COLUMBUS, Ind. – Fourteen-year-old Jonathan Shafer has become the latest young gun to join the growing midget roster at Keith Kunz/Curb-Agajanian Racing this season.
Shafer, from Ashland, Ohio, will run a limited schedule of roughly 10 races with the Toyota-backed midget team. After starting in micro sprints, this year will mark Shafer’s first foray into midget racing.
“I’m really, really excited and can’t thank Keith (Kunz), Pete (Willoughby) and Toyota Racing Development enough for giving me such a great opportunity,” Shafer told Sprint Car & Midget. “Anyone who knows about midget racing knows Keith’s name, and in my eyes, they’re the best midget team out there. To be able to work with them is huge for me and I can’t wait to get started with them.”
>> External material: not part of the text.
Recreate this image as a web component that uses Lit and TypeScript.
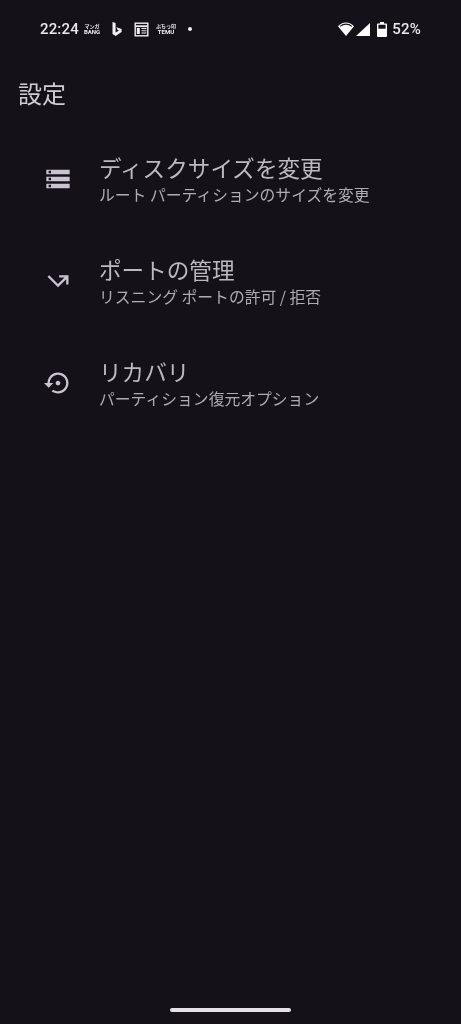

“I love it anytime that we can bring a new young kid onto the scene,” added Kunz. “Jonathan is only 14 years old, so that really gives us a great opportunity to mold him into a driver as we work on the learning curve he faces, with not having really any midget experience. His background in the late models is impressive, so I’m excited to get him into a car this summer and see what he can do.”
Shafer will debut with KKM on May 22 at Belle-Clair Speedway in Belleville, Ill., with the POWRi National Midget League.
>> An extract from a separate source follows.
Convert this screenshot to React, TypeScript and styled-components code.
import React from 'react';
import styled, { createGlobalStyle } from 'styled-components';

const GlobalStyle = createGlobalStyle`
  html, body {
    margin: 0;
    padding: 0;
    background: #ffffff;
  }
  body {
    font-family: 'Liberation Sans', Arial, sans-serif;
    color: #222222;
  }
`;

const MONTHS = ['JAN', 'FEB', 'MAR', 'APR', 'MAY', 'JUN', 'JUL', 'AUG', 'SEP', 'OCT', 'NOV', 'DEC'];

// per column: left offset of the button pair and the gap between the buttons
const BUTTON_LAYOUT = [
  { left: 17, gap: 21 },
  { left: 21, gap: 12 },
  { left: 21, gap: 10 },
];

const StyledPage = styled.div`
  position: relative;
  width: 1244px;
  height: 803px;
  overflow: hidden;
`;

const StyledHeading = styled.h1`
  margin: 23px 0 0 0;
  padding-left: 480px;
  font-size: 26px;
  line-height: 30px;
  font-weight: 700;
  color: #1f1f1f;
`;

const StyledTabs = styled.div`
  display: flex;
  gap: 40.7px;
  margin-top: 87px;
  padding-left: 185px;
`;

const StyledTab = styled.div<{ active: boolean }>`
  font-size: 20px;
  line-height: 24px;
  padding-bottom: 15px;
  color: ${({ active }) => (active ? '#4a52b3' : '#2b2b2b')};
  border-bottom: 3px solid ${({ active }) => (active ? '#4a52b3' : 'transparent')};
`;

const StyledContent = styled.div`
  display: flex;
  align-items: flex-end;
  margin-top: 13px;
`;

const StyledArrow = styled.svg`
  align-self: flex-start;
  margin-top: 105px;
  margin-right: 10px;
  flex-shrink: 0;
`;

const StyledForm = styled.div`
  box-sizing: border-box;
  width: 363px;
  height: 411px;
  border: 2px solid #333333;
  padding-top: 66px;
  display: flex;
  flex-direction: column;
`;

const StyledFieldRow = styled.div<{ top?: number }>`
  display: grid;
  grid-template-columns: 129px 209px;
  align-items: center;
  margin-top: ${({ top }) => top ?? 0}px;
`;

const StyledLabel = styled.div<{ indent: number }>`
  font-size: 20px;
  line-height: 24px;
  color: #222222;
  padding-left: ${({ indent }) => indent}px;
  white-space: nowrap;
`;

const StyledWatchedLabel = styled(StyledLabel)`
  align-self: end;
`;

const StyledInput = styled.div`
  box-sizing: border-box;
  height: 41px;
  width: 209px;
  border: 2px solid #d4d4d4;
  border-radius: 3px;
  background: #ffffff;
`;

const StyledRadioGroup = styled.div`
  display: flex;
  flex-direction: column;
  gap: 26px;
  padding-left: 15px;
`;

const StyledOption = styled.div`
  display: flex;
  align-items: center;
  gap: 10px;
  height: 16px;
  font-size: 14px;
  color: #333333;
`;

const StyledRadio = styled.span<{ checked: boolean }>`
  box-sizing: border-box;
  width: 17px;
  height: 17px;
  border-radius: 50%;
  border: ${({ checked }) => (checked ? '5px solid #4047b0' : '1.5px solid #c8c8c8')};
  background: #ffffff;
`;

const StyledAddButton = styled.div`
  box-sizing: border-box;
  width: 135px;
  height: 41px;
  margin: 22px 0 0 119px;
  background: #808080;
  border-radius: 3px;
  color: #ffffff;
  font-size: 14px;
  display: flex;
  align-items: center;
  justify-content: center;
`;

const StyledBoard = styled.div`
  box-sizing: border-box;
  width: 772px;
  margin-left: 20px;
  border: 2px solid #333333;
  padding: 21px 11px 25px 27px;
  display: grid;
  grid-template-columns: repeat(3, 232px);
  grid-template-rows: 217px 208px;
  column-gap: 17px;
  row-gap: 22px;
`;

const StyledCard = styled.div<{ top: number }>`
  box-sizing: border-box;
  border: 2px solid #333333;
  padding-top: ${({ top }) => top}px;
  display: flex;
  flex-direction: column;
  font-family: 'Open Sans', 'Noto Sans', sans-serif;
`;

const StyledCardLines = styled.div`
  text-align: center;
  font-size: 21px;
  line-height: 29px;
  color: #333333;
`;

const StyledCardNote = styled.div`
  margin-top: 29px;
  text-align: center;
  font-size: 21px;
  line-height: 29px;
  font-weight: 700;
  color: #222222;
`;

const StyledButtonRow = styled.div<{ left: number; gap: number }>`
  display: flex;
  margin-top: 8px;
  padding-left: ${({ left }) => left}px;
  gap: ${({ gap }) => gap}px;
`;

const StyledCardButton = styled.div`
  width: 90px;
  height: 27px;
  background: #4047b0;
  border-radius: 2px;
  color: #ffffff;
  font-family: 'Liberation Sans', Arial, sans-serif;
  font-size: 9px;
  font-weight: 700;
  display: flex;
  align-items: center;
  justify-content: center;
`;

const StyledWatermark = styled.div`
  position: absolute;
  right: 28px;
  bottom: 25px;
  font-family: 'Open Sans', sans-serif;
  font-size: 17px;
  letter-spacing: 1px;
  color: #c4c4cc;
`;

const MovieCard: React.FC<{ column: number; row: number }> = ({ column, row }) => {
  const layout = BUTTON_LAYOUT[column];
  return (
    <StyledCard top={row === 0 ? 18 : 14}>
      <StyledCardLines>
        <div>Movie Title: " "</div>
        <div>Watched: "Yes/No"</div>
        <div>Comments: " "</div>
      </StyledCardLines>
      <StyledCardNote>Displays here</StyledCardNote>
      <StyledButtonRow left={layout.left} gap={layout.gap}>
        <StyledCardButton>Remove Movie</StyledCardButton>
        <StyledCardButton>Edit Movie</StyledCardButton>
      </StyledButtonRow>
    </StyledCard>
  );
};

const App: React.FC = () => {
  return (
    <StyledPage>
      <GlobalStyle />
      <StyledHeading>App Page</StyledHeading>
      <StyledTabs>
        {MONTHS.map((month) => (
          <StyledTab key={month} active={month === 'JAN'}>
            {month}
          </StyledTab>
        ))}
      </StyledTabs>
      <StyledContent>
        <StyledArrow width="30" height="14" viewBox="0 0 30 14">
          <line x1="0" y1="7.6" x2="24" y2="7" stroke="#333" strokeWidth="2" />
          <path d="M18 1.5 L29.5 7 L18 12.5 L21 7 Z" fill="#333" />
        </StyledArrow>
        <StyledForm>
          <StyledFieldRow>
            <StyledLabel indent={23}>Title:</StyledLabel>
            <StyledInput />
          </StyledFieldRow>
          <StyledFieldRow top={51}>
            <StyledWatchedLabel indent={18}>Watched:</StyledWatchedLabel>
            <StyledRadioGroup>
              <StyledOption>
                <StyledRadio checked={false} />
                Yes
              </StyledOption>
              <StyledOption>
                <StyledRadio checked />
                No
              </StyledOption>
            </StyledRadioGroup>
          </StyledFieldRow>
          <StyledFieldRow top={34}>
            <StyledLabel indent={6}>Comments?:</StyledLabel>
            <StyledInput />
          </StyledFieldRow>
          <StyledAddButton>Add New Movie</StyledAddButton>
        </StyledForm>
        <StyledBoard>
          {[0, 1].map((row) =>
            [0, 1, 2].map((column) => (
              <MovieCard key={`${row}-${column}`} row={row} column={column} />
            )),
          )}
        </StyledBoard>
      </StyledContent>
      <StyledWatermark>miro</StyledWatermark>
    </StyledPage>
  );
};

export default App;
In all, the Buckeye State teenager will compete at Belle-Clair, Jacksonville (Ill.) Speedway, Indiana’s Tri-State Speedway, Tri-City Speedway in Granite City, Ill., and Fairbury (Ill.) Speedway in POWRi action.
He’ll also make USAC Midwest Regional Midget appearances at Bloomington (Ind.) Speedway and Paragon (Ind.) Speedway as well.
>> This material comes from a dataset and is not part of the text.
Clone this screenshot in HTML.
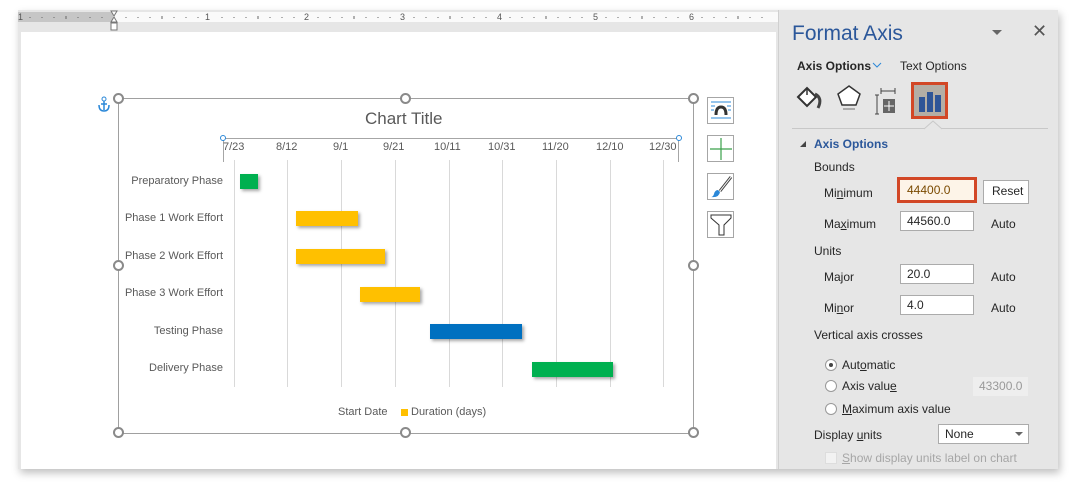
<!DOCTYPE html>
<html><head><meta charset="utf-8"><style>
*{margin:0;padding:0;box-sizing:border-box}
body{width:1074px;height:489px;background:#fff;position:relative;overflow:hidden;font-family:"Segoe UI","Liberation Sans",sans-serif;color:#444}
.a{position:absolute}
.t{position:absolute;font-size:11px;color:#595959;white-space:nowrap}
.p{position:absolute;font-size:12px;color:#262626;white-space:nowrap}
.box{position:absolute;background:#fff;border:1px solid #ababab;font-size:12px;color:#262626;padding:2px 0 0 6px}
.h{position:absolute;width:11px;height:11px;border:2px solid #8a8a8a;border-radius:50%;background:#fff}
.g{position:absolute;top:160px;width:1px;height:227px;background:#d9d9d9}
.bar{position:absolute;height:15px;box-shadow:2px 2px 3px rgba(0,0,0,.35)}
.ib{position:absolute;left:707px;width:27px;height:27px;border:1px solid #a6a6a6;background:#fff}
u{text-decoration:underline}
</style></head><body>
<div class="a" style="left:18px;top:10px;width:1040px;height:459px;background:#e6e6e6;box-shadow:2px 4px 8px rgba(0,0,0,.25)"></div>
<div class="a" style="left:18px;top:12px;width:760px;height:10px;background:#fafafa"></div>
<div class="a" style="left:18px;top:12px;width:95px;height:10px;background:#c6c6c6"></div>
<svg class="a" style="left:18px;top:10px" width="760" height="22">
<g fill="#555" font-size="9" font-family="Liberation Sans">
<text x="0" y="10">1</text><text x="187" y="10">1</text><text x="286" y="10">2</text><text x="382" y="10">3</text><text x="479" y="10">4</text><text x="575" y="10">5</text><text x="671" y="10">6</text></g>
<g stroke="#666"><path d="M12 7v1M24 7v1M36 7v1M48 6v3M60 7v1M72 7v1M84 7v1M108 7v1M120 7v1M132 7v1M144 6v3M156 7v1M168 7v1M180 7v1M204 7v1M216 7v1M228 7v1M240 6v3M252 7v1M264 7v1M276 7v1M300 7v1M312 7v1M324 7v1M336 6v3M348 7v1M360 7v1M372 7v1M396 7v1M408 7v1M420 7v1M432 6v3M444 7v1M456 7v1M468 7v1M492 7v1M504 7v1M516 7v1M528 6v3M540 7v1M552 7v1M564 7v1M588 7v1M600 7v1M612 7v1M624 6v3M636 7v1M648 7v1M660 7v1M684 7v1M696 7v1M708 7v1M720 6v3M732 7v1M744 7v1"/></g>
<path d="M93 1h6l-3 5zM93 12h6l-3-5z" fill="#fff" stroke="#777"/><rect x="93" y="13" width="6" height="7" fill="#fff" stroke="#777"/>
</svg>
<div class="a" style="left:21px;top:32px;width:755px;height:437px;background:#fff"></div>
<div class="a" style="left:778px;top:10px;width:1px;height:459px;background:#d0d0d0"></div>
<div class="a" style="left:118px;top:98px;width:576px;height:336px;border:1.5px solid #a0a0a0"></div>
<div class="h" style="left:113px;top:93px"></div><div class="h" style="left:400px;top:93px"></div><div class="h" style="left:688px;top:93px"></div>
<div class="h" style="left:113px;top:260px"></div><div class="h" style="left:688px;top:260px"></div>
<div class="h" style="left:113px;top:427px"></div><div class="h" style="left:400px;top:427px"></div><div class="h" style="left:688px;top:427px"></div>
<svg class="a" style="left:98px;top:95px" width="16" height="20"><circle cx="6" cy="4" r="2" fill="none" stroke="#2b88d8"/><path d="M6 6v9M1 10q0 6 5 6q5 0 5-6M3 9h6" fill="none" stroke="#2b88d8" stroke-width="1.5"/></svg>
<div class="a" style="left:365px;top:109px;font-size:17px;color:#595959">Chart Title</div>
<div class="a" style="left:223px;top:138px;width:456px;height:24px;border:1px solid #a6a6a6;border-bottom:none"></div>
<div class="a" style="left:220px;top:135px;width:6px;height:6px;border:1px solid #2b88d8;border-radius:50%;background:#fff"></div>
<div class="a" style="left:676px;top:135px;width:6px;height:6px;border:1px solid #2b88d8;border-radius:50%;background:#fff"></div>
<div class="t" style="left:223px;top:141px">7/23</div><div class="t" style="left:276px;top:141px">8/12</div><div class="t" style="left:333px;top:141px">9/1</div><div class="t" style="left:383px;top:141px">9/21</div><div class="t" style="left:434px;top:141px">10/11</div><div class="t" style="left:488px;top:141px">10/31</div><div class="t" style="left:542px;top:141px">11/20</div><div class="t" style="left:596px;top:141px">12/10</div><div class="t" style="left:649px;top:141px">12/30</div>
<div class="g" style="left:234px"></div><div class="g" style="left:287px"></div><div class="g" style="left:341px"></div><div class="g" style="left:395px"></div><div class="g" style="left:449px"></div><div class="g" style="left:502px"></div><div class="g" style="left:556px"></div><div class="g" style="left:610px"></div><div class="g" style="left:663px"></div>
<div class="t" style="right:851px;top:175px">Preparatory Phase</div>
<div class="t" style="right:851px;top:212px">Phase 1 Work Effort</div>
<div class="t" style="right:851px;top:250px">Phase 2 Work Effort</div>
<div class="t" style="right:851px;top:287px">Phase 3 Work Effort</div>
<div class="t" style="right:851px;top:325px">Testing Phase</div>
<div class="t" style="right:851px;top:362px">Delivery Phase</div>
<div class="bar" style="left:240px;top:174px;width:18px;background:#00b050"></div>
<div class="bar" style="left:296px;top:211px;width:62px;background:#ffc000"></div>
<div class="bar" style="left:296px;top:249px;width:89px;background:#ffc000"></div>
<div class="bar" style="left:360px;top:287px;width:60px;background:#ffc000"></div>
<div class="bar" style="left:430px;top:324px;width:92px;background:#0070c0"></div>
<div class="bar" style="left:532px;top:362px;width:81px;background:#00b050"></div>
<div class="t" style="left:338px;top:406px">Start Date</div>
<div class="a" style="left:401px;top:409px;width:7px;height:7px;background:#ffc000"></div>
<div class="t" style="left:411px;top:406px">Duration (days)</div>
<div class="ib" style="top:97px"><svg width="27" height="27"><path d="M3 4h20M3 8h4M19 8h4M3 12h3M20 12h3M3 20h20" stroke="#2b88d8"/><path d="M8 17q0-8 5-8q5 0 5 8" fill="none" stroke="#333" stroke-width="3"/></svg></div>
<div class="ib" style="top:135px"><svg width="27" height="27"><path d="M13 2v22M2 13h22" stroke="#3aa04a" stroke-width="1.2"/></svg></div>
<div class="ib" style="top:173px"><svg width="27" height="27"><path d="M23 3l-11 14" stroke="#444" stroke-width="3"/><path d="M23 3l-11 14" stroke="#fff" stroke-width="1"/><path d="M10 16q-3 0-4 4q-1 3-3 3q8 1 9-5z" fill="#2b88d8"/></svg></div>
<div class="ib" style="top:211px"><svg width="27" height="27"><path d="M3 3h20v3l-7 7v10h-5v-10l-8-7z" fill="#fff" stroke="#333"/></svg></div>
<div class="a" style="left:792px;top:22px;font-size:21px;color:#2b579a">Format Axis</div>
<div class="a" style="left:992px;top:30px;width:0;height:0;border-left:5px solid transparent;border-right:5px solid transparent;border-top:5px solid #666"></div>
<div class="a" style="left:1032px;top:21px;font-size:18px;color:#555">✕</div>
<div class="a" style="left:797px;top:59px;font-size:12px;font-weight:bold;color:#262626">Axis Options</div>
<svg class="a" style="left:872px;top:62px" width="10" height="7"><path d="M1 1l4 4l4-4" fill="none" stroke="#2b88d8"/></svg>
<div class="p" style="left:900px;top:59px">Text Options</div>
<svg class="a" style="left:795px;top:82px" width="155" height="37">
<path d="M3 15l9-9l9 9l-9 9z" fill="#fff" stroke="#333" stroke-width="2"/><path d="M12 6v7" stroke="#333" stroke-width="1.5"/><path d="M20 12q8 4 3 14" fill="none" stroke="#444" stroke-width="3"/>
<path d="M54 4l11 8l-4 11h-14l-4-11z" fill="#fff" stroke="#333" stroke-width="1.5"/><path d="M48 27h12" stroke="#aaa" stroke-width="2"/>
<path d="M82 13v19M80 13h4M80 32h4M86 9h14M86 6v6M100 6v6" stroke="#444"/><rect x="88" y="17" width="12" height="14" fill="#666"/><path d="M94 19v10M89 24h10" stroke="#fff"/>
<rect x="117.5" y="1.5" width="34" height="34" fill="#b4aea5" stroke="#d24726" stroke-width="3"/><rect x="124" y="15" width="6" height="15" fill="#2f5597"/><rect x="132" y="10" width="6" height="20" fill="#2f5597"/><rect x="140" y="13" width="6" height="17" fill="#2f5597"/>
</svg>
<div class="a" style="left:792px;top:128px;width:256px;height:1px;background:#c8c8c8"></div>
<svg class="a" style="left:924px;top:120px" width="18" height="10"><path d="M0 9l9-8l9 8" fill="#e6e6e6" stroke="#c8c8c8"/></svg>
<div class="a" style="left:800px;top:141px;width:0;height:0;border-left:6px solid transparent;border-bottom:6px solid #444"></div>
<div class="a" style="left:814px;top:137px;font-size:12px;font-weight:bold;color:#2b579a">Axis Options</div>
<div class="p" style="left:814px;top:160px">Bounds</div>
<div class="p" style="left:824px;top:186px">Mi<u>n</u>imum</div>
<div class="a" style="left:897px;top:177px;width:80px;height:26px;border:2px solid #d24726;background:#d24726"></div>
<div class="box" style="left:900px;top:180px;width:74px;height:20px;background:#fdf4e8;border-color:#fdf4e8;color:#7a4a00">44400.0</div>
<div class="box" style="left:983px;top:180px;width:46px;height:24px;padding-left:8px;padding-top:3px">Reset</div>
<div class="p" style="left:824px;top:217px">Ma<u>x</u>imum</div>
<div class="box" style="left:900px;top:211px;width:74px;height:20px">44560.0</div>
<div class="p" style="left:991px;top:217px">Auto</div>
<div class="p" style="left:814px;top:244px">Units</div>
<div class="p" style="left:824px;top:270px">Ma<u>j</u>or</div>
<div class="box" style="left:900px;top:264px;width:74px;height:20px">20.0</div>
<div class="p" style="left:991px;top:270px">Auto</div>
<div class="p" style="left:824px;top:301px">Mi<u>n</u>or</div>
<div class="box" style="left:900px;top:295px;width:74px;height:20px">4.0</div>
<div class="p" style="left:991px;top:301px">Auto</div>
<div class="p" style="left:814px;top:328px">Vertical axis crosses</div>
<div class="a" style="left:825px;top:359px;width:12px;height:12px;border:1px solid #999;border-radius:50%;background:#fff"></div><div class="a" style="left:829px;top:363px;width:4px;height:4px;border-radius:50%;background:#444"></div>
<div class="p" style="left:842px;top:358px">Aut<u>o</u>matic</div>
<div class="a" style="left:825px;top:380px;width:12px;height:12px;border:1px solid #999;border-radius:50%;background:#fff"></div>
<div class="p" style="left:842px;top:379px">Axis valu<u>e</u></div>
<div class="a" style="left:973px;top:377px;width:55px;height:19px;background:#eee;font-size:12px;color:#999;padding:2px 0 0 6px">43300.0</div>
<div class="a" style="left:825px;top:403px;width:12px;height:12px;border:1px solid #999;border-radius:50%;background:#fff"></div>
<div class="p" style="left:842px;top:402px"><u>M</u>aximum axis value</div>
<div class="p" style="left:814px;top:428px">Display <u>u</u>nits</div>
<div class="box" style="left:938px;top:424px;width:91px;height:20px">None</div>
<div class="a" style="left:1015px;top:432px;width:0;height:0;border-left:4px solid transparent;border-right:4px solid transparent;border-top:4px solid #666"></div>
<div class="a" style="left:825px;top:452px;width:12px;height:12px;border:1px solid #ddd;background:#f2f2f2"></div>
<div class="a" style="left:842px;top:451px;font-size:12px;color:#a6a6a6"><u>S</u>how display units label on chart</div>
</body></html>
It’s a diverse schedule that Shafer admitted he couldn’t have pictured when discussions began between his family and the KKM squad in January around the Tulsa Shootout in Tulsa, Okla.
“My dad (former NASCAR Truck Series part-timer Todd Shafer) actually started talking to Keith at the Tulsa Shootout about me running a midget with them … and it was about two weeks later that I got to go up to his shop in Indiana and we really sat down and started looking at what some of those races would look like,” the younger Shafer recalled. “Keith showed me around the shop and how they work on the cars and everything, and I was blown away. It was so methodical in how they go about everything.
“They put the time in and the effort in, and you can see that with everything they do,” Shafer continued. “That’s the kind of team a driver wants to be a part of and I’m looking forward to working with them.”
Shafer noted that he’s already spent time on the iRacing motorsport simulation service in order to prepare for some of the things he might face when he gets to his first race with KKM in May.
“Me and my micro buddies, we’ve been on iRacing running the midgets a lot, just to try and get a good grip on them,” Shafer said. “It’s pretty realistic and I feel that it does help you a lot. I don’t know that I know entirely what to expect, but I feel like I have a little bit of an idea and as a young driver, that’s really all you can ask for.”
As he prepares to take the next step and compete in the national spotlight, Shafer admitted he was still absorbing just how quickly he’s reached the point in his career that he sits at going into 2020.
“Man, not even just a few years ago, I was in a quarter midget and an outlaw kart … and two years later I’m running late models and getting to suit up with the best team in midget racing. It’s unbelievable,” Shafer sounded. “I’m so grateful to all the supporters and partners who have helped me get to this point and believed in what I can do in racing.
“We’re going to learn a lot this summer, but we’re going to have a lot of fun along the way, too.”